In 2006, approximately 18 per cent of the total population (420,000 inhabitants of Latvia, slightly less than half of ethnically non-Latvian population) had no Latvian citizenship. Most of them have Latvian non-Citizen Passports, which give them a status similar to permanent residency in other countries. They can reside in Latvia indefinitely and obtain most of the public services (e.g., education and healthcare) according to the same conditions as the citizens of Latvia. Non-citizens of Latvia cannot vote during municipal and state elections and are not allowed to work in government, the police and civil services. Several foreign nations also treat citizens and non-citizens of Latvia differently, admitting citizens of Latvia without a visa but requiring visas from non-citizens. Russia used to have the opposite practice, requiring visas from both citizens and non-citizens of Latvia, but allowing non-citizens to travel to Russia with a cheaper visa.

As a transitional clause, the Latvian law allows dual citizenship for those who were forced to leave Latvia during the Soviet or Nazi occupation and adopted another citizenship while away from Latvia. In order to be eligible for dual citizenship, they had to claim it by July 1, 1995. After that date the other citizenship must be renounced upon the acceptance of Latvian citizenship.

Latvian is the sole state language in Latvia; while the threatened Livonian language is recognized as "the language of the indigenous (autochthon) population". The Latgalian written language is also protected "as a historic variant of the Latvian language." All other languages are considered foreign by the law on state languages. Two parliamentary parties, Harmony Centre and ForHRUL, have requested that Russian (26.9% of inhabitants, according to the 2011 census, are Russians) be given official status.

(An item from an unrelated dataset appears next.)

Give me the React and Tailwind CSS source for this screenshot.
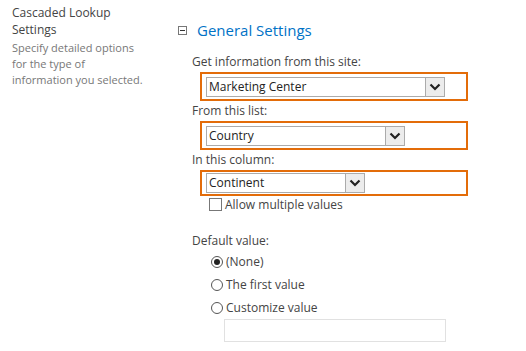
import React from "react";

function Chevron() {
  return (
    <svg width="12" height="8" viewBox="0 0 12 8">
      <path d="M1.5 1.5 L6 6 L10.5 1.5" fill="none" stroke="#222" strokeWidth="2.2" />
    </svg>
  );
}

function Select({ value, width }) {
  return (
    <div className={`flex h-[20px] border border-[#ababab] bg-white ${width}`}>
      <div className="flex-1 px-[2px] text-[12px] leading-[18px] text-[#222] truncate">{value}</div>
      <div className="flex w-[19px] items-center justify-center border-l border-[#ababab] bg-[#ececec]">
        <Chevron />
      </div>
    </div>
  );
}

function Field({ label, value, width, pad }) {
  return (
    <div>
      <div className="h-[20px] text-[12px] leading-[20px] text-[#444]">{label}</div>
      <div className={`ml-[8px] w-[268px] border-2 border-[#e36c09] px-[4px] ${pad}`}>
        <Select value={value} width={width} />
      </div>
    </div>
  );
}

function Radio({ checked, label }) {
  return (
    <div className="flex h-[23px] items-center gap-[3px]">
      <div className="flex h-[12px] w-[12px] items-center justify-center rounded-full border border-[#555] bg-white">
        {checked && <div className="h-[6px] w-[6px] rounded-full bg-[#222]" />}
      </div>
      <span className="text-[12px] text-[#444]">{label}</span>
    </div>
  );
}

export default function App() {
  return (
    <div className="flex h-[351px] w-[526px] bg-white font-['Open_Sans',sans-serif]">
      <div className="w-[178px] shrink-0 pl-[12px] pt-[4px]">
        <div className="text-[12px] leading-[17px] text-[#444]">
          Cascaded Lookup
          <br />
          Settings
        </div>
        <div className="mt-[2px] whitespace-nowrap text-[11px] leading-[16px] text-[#777]">
          Specify detailed options
          <br />
          for the type of
          <br />
          information you selected.
        </div>
      </div>
      <div className="flex-1 pt-[19px]">
        <div className="flex items-center gap-[10px]">
          <div className="flex h-[9px] w-[9px] items-center justify-center border border-[#777]">
            <div className="h-px w-[5px] bg-[#333]" />
          </div>
          <div className="text-[15px] leading-[22px] text-[#0072c6]">General Settings</div>
        </div>
        <div className="ml-[14px] mt-[11px] flex flex-col">
          <Field label="Get information from this site:" value="Marketing Center" width="w-[239px]" pad="pt-[3px] pb-[2px]" />
          <Field label="From this list:" value="Country" width="w-[199px]" pad="pt-[3px] pb-[2px]" />
          <Field label="In this column:" value="Continent" width="w-[159px]" pad="pt-[1px] pb-[1px]" />
        </div>
        <div className="ml-[31px] mt-[2px] flex h-[13px] items-center gap-[3px]">
          <div className="h-[13px] w-[13px] border border-[#777] bg-white" />
          <span className="text-[12px] leading-[16px] text-[#444]">Allow multiple values</span>
        </div>
        <div className="ml-[14px] mt-[21px] text-[12px] leading-[18px] text-[#444]">Default value:</div>
        <div className="ml-[33px]">
          <Radio checked label="(None)" />
          <Radio label="The first value" />
          <Radio label="Customize value" />
          <div className="ml-[13px] h-[23px] w-[222px] border border-[#e1e1e1] bg-white" />
        </div>
      </div>
    </div>
  );
}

Since 1999, the education laws have forbidden the public universities to instruct students in languages other than Latvian (there are exclusions made for linguistics, some international projects and non-budget groups). The law included a provision allowing for instruction in Latvian only in public high schools since 2004. Following large-scale protests in 2003—2004 organized by the Headquarters for the Protection of Russian Schools, the law was amended, requiring instruction in Latvian within at least 60% of the curriculum.

==Executive branch==

!scope="row"| President
|Edgars Rinkēvičs
|Independent
|8 July 2023

Main office-holders
| Office | Name | Party | Since |
|---|---|---|---|
| President | Edgars Rinkēvičs | Independent | 8 July 2023 |
| Prime Minister | Evika Siliņa | Unity | 15 September 2023 |

The president is elected by Parliament for a maximum of two terms of four years, by secret ballot and by an absolute majority of the vote (Constitution of Latvia, Articles 35, 36 and 39).

The president is a largely ceremonial head of state, and in common with other presidents in parliamentary republics, the President of Latvia has influence and authority rather than power.

Although the president is formally the commander-in-chief of the armed forces, signs treaties, represents Latvia abroad, and officially appoints ambassadors and other key officials, these powers are constitutionally exercised on the binding advice of the prime minister, who is politically responsible for them (Constitution of Latvia, Article 53). The president does, however, have personal discretion over the proposal of legislation to the Parliament, vetoing legislation, calling referendums on legislation, and nominating the prime minister. The president also has the right, in extremis, to call a referendum on the premature dissolution of Parliament: if the referendum is passed, Parliament is dissolved; but if the referendum fails, the president must resign.

The prime minister is appointed by the president. The prime minister then chooses the Council of Ministers (Cabinet) which has to be accepted by the Parliament. The Parliament can remove the prime minister and Cabinet by means of a vote of no-confidence (Constitution of Latvia, Article 59).

==Legislative branch==
The unicameral Parliament (Saeima) has 100 members, elected for a four-year term by proportional representation with a 5% threshold. The parliamentary elections are held on the first Saturday of October. Locally, Latvia elects municipal councils, consisting of 7 to 60 members, depending on the size of the municipality, also by proportional representation for a four-year term.

==Political parties and elections==

Summary of the 1 October 2022 Latvian Saeima election results

| Party | % | Seats | +/– |
| JV | 19.19 | 26 | +18 |
| ZZS | 12.58 | 16 | +5 |
| AS | 11.14 | 16 | New |
| NA | 9.40 | 13 | 0 |
| For Stability! | 6.88 | 11 | New |
| LPV | 6.31 | 9 | New |
| PRO | 6.21 | 10 | +10 |
Source: CVK

==Judicial branch==
Judges' appointments are confirmed by Parliament and are irrevocable, except on the decision of the Judicial Disciplinary Board or on the judgment of a criminal court. There is a special Constitutional Court, with the authority to rule on the constitutionality of laws, whose members must be confirmed by an absolute majority vote of Parliament, by secret ballot.

==International organization participation==
BIS, CBSS, CE, EAPC, EBRD, ECE, EU, FAO, IAEA, IBRD, ICAO, ICC, ICRM, IDA, IFC, IFRCS, ILO, IMF, IMO, ITUC, Intelsat (nonsignatory user), Interpol, IOC, IOM (observer), ISO (correspondent), ITU, NATO, NSG, OAS (observer), OECD, OPCW, OSCE, United Nations, UNCTAD, UNESCO, UNIDO, UPU, WCO, WEU (associate partner), WHO, WIPO, WMO, WTO, WTrO (applicant)

==Opinion polls==
Main political issues in Latvia were health care access, cost of living, waste of public funds and economic development according to a 2026 SKDS opinion poll.